I can’t recall a bread at Tulsi I didn’t like. I usually slather it with yogurt raita.

   I regret I cannot testify that the service is never rude here. I have almost always been recognized as a Devi devotee, a Mathur fan and a restaurant critic. (Though I do recall waving my arm impatiently when hidden away in a corner one evening.)  


Sorry, I should have used a flash to get this photo of Hemant inside our dining cocoon.

          The hosts have summoned Mathur. He appears magically in his whites with the red, white and blue collar that came with his Michelin star at Devi, doubled by his new Michelin star here. His wife Surbhi Sahni is with him too, also in her uniform. She created the delicate mango cheesecake and the sensuous falooda noodles with tapioca at Devi before leaving when their daughter was born. 
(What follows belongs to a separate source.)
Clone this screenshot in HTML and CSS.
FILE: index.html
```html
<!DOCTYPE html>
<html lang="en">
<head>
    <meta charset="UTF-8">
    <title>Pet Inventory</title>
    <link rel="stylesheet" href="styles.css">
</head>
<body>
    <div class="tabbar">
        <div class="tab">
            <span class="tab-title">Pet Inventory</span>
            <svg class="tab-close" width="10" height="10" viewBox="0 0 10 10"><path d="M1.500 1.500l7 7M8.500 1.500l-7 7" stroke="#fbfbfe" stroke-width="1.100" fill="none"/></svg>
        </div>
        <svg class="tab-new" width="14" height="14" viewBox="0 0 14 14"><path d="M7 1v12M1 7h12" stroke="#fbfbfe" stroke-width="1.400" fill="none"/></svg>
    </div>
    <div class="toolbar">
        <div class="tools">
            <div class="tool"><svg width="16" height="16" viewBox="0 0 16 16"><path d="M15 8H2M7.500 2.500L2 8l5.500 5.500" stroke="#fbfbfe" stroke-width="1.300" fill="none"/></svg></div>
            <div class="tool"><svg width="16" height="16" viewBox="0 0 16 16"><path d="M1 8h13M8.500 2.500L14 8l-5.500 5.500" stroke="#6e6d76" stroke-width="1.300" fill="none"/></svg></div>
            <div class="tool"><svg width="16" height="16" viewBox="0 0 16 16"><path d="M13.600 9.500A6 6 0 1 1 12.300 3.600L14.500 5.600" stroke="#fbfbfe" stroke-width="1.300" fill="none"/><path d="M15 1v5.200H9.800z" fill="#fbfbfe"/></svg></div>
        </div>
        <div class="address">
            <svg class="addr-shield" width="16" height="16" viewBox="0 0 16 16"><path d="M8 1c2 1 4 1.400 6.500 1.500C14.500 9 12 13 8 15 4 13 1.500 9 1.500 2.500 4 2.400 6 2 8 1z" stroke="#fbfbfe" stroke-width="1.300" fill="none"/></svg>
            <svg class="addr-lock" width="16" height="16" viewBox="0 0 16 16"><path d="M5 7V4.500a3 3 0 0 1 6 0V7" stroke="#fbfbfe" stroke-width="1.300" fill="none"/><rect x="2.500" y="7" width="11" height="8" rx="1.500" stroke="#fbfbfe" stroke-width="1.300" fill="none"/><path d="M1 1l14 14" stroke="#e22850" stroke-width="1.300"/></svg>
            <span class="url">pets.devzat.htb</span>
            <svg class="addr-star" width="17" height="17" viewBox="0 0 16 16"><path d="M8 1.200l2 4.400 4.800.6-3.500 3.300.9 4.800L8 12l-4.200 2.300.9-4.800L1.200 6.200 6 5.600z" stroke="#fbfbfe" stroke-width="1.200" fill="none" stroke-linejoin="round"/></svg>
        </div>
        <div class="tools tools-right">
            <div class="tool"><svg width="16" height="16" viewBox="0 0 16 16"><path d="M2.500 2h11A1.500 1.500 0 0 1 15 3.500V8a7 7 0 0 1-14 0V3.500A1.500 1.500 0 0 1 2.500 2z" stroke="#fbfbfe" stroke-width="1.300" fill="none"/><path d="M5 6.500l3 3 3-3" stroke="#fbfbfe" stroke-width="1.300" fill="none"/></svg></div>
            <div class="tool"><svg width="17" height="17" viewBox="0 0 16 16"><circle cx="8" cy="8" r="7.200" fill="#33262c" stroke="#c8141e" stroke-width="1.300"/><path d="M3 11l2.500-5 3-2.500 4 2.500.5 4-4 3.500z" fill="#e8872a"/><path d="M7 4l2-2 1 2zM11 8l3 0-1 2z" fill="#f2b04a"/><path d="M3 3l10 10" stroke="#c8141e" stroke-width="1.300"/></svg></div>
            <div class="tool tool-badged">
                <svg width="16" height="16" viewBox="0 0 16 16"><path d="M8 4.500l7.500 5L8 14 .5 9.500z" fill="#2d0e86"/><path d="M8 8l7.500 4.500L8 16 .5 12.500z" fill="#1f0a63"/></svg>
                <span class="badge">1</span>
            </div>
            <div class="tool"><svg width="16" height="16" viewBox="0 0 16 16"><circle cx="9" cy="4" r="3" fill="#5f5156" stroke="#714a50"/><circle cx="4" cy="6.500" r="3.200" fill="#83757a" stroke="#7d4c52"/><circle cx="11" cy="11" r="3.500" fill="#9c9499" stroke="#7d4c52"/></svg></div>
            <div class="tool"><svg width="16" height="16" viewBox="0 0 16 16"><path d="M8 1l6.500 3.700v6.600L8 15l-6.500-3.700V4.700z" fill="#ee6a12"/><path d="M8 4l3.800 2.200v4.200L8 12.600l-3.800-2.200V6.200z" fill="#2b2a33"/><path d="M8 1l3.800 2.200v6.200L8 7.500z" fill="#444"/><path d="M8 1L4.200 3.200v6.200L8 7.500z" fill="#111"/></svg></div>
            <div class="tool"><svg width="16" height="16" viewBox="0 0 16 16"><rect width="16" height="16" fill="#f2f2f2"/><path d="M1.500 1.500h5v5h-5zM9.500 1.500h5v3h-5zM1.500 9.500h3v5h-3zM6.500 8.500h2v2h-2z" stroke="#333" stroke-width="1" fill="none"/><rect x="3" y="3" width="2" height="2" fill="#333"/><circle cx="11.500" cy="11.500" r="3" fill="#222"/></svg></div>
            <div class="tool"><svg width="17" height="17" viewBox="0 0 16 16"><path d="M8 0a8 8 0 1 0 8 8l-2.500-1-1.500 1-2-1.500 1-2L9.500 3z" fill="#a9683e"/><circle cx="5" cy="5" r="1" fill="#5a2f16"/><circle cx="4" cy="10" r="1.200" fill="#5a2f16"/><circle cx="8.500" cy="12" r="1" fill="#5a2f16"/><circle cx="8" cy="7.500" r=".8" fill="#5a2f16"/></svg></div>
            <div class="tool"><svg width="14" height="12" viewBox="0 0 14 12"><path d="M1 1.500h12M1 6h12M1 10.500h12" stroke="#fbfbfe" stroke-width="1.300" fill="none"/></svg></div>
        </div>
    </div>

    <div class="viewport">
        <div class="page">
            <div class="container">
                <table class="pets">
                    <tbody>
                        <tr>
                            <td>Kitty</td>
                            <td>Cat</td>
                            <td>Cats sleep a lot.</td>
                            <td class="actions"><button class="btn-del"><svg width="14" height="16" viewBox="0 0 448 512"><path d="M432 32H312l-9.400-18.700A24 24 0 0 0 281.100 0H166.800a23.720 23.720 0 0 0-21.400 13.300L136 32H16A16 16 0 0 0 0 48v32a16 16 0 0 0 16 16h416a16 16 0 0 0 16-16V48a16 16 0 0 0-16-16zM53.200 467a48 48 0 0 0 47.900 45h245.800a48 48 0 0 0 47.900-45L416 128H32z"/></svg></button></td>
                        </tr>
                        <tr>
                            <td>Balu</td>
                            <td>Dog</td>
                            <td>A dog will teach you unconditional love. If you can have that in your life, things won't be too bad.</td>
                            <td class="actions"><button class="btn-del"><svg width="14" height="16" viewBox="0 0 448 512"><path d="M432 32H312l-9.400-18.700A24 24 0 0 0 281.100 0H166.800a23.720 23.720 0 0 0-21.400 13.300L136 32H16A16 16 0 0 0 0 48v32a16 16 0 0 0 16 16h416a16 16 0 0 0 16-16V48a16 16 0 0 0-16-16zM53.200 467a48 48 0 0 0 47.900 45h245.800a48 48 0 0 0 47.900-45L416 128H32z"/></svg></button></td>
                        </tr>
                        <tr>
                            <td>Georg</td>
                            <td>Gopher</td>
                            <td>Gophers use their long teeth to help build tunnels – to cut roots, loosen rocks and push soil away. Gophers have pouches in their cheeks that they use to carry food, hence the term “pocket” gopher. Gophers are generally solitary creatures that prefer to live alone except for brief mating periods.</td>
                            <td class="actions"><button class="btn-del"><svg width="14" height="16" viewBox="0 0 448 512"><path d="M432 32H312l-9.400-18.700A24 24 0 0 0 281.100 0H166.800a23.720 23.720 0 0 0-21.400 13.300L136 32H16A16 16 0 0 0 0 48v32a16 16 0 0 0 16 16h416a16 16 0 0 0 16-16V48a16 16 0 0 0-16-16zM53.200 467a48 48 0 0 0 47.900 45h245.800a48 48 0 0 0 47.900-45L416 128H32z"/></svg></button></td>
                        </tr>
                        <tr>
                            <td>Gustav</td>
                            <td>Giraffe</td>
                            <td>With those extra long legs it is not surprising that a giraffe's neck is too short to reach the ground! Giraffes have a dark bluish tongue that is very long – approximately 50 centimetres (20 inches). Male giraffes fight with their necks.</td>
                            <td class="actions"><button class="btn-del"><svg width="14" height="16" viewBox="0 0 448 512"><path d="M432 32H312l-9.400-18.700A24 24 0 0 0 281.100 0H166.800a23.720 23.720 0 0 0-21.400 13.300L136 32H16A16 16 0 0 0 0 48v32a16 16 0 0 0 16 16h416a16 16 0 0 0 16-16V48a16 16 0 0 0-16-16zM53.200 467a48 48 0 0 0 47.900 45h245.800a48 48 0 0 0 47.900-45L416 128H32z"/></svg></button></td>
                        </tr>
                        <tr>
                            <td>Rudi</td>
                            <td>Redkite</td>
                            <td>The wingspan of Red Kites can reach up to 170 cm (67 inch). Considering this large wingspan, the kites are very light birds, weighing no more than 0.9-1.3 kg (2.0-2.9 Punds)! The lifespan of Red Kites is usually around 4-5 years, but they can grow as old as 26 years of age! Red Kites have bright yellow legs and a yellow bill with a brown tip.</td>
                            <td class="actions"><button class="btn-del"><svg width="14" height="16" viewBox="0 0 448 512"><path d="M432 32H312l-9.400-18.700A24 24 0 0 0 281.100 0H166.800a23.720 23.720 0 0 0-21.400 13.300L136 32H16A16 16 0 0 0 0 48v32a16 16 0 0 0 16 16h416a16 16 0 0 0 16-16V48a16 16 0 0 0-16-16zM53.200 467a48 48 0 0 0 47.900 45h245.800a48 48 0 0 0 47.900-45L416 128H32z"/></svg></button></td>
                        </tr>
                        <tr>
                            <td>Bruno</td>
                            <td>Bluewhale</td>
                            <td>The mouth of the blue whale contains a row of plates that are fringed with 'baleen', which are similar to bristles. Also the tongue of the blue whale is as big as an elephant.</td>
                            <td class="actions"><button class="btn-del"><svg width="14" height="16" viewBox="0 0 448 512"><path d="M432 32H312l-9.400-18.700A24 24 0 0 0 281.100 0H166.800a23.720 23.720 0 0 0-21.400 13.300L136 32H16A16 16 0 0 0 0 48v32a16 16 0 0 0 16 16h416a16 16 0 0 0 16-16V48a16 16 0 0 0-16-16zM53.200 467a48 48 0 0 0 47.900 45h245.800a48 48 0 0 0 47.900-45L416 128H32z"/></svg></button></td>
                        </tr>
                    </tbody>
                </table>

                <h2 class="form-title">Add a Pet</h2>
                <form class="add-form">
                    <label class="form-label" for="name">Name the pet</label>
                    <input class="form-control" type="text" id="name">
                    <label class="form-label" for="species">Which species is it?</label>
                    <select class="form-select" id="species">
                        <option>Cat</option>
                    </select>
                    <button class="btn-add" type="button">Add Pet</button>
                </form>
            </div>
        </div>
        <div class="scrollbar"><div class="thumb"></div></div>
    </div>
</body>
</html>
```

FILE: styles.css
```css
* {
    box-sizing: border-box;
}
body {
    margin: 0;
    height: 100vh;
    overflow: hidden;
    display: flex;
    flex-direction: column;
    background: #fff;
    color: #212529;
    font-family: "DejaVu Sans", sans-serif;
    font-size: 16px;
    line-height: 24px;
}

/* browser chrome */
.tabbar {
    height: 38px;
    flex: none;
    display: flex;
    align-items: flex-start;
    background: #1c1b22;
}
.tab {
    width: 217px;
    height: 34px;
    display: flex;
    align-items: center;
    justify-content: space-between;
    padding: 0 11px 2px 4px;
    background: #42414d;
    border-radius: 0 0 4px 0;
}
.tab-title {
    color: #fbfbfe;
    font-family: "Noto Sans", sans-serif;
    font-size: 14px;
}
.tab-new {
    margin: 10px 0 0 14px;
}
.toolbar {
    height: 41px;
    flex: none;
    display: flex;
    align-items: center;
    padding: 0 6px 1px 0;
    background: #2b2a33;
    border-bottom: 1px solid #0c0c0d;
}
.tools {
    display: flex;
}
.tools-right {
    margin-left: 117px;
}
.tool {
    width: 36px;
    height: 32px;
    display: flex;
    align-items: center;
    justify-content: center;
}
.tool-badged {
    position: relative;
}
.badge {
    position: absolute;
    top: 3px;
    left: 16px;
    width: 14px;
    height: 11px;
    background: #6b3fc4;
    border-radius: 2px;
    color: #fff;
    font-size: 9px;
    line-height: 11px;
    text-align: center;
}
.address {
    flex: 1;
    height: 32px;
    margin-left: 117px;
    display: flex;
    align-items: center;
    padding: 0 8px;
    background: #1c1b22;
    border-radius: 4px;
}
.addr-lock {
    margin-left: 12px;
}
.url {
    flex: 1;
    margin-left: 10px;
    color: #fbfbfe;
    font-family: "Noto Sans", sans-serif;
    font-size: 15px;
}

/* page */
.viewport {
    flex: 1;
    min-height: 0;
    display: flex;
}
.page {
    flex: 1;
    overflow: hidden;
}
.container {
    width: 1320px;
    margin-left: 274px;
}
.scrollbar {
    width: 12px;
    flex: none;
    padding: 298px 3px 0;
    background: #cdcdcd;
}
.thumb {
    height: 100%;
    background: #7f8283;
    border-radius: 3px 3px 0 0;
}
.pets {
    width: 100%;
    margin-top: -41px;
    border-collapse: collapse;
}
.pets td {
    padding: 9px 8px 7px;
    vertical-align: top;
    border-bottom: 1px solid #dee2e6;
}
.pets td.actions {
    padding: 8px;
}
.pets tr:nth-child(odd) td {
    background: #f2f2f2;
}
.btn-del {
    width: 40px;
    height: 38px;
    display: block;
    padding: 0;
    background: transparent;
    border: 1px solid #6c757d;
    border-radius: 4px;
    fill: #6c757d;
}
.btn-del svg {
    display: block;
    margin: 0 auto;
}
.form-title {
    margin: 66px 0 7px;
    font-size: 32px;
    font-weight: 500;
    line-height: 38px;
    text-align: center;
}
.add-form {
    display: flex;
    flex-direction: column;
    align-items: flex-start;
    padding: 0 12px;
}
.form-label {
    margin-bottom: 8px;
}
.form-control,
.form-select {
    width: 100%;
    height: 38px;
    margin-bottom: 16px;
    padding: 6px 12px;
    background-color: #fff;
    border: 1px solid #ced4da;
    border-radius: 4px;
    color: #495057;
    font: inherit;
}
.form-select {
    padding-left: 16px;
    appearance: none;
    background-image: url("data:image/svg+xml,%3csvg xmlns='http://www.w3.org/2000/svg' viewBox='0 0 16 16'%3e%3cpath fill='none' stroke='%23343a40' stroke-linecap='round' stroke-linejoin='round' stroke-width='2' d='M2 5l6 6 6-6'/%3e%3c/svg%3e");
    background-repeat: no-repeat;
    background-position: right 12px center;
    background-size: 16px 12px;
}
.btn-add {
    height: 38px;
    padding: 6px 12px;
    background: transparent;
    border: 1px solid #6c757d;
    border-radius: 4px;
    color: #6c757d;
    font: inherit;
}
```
Tulsi is close enough to the United Nations to draw an international crowd.

          Sahni, as pastry muse here, continues to fuse East and West, using Indian ingredients with American and French pastry techniques. Tonight we’ve not even seen a dessert menu, but teaspoons and forks appear, and soon the table is covered with desserts. Mango panna cotta with passion fruit sauce and fresh mango. Pistachio kulfi with candied pistachios. Black-pepper pineapple cake with mascarpone cream.

          Inside the cheesecake on its almond rose crust, a classic gulab jamun is hidden. And there are cherries, macerated with spices in red wine, as well as almond milk in the chocolate ice cream sandwiched between chocolate cookies.

          Exiting our polyester tent, as I walk toward the door, I notice many South East Asian faces in the weekend gathering. We are a New York crowd, I’d say, drawn by the clarion flavors and evolved sophistication of Tulsi.

211 East 46th Street between Second and Third Avenues. 212 888 0820. Lunch Monday to Saturday noon to 2:30 pm. Dinner Monday to Saturday 5:30 to 10:30 pm. Sunday 5 to 10 pm.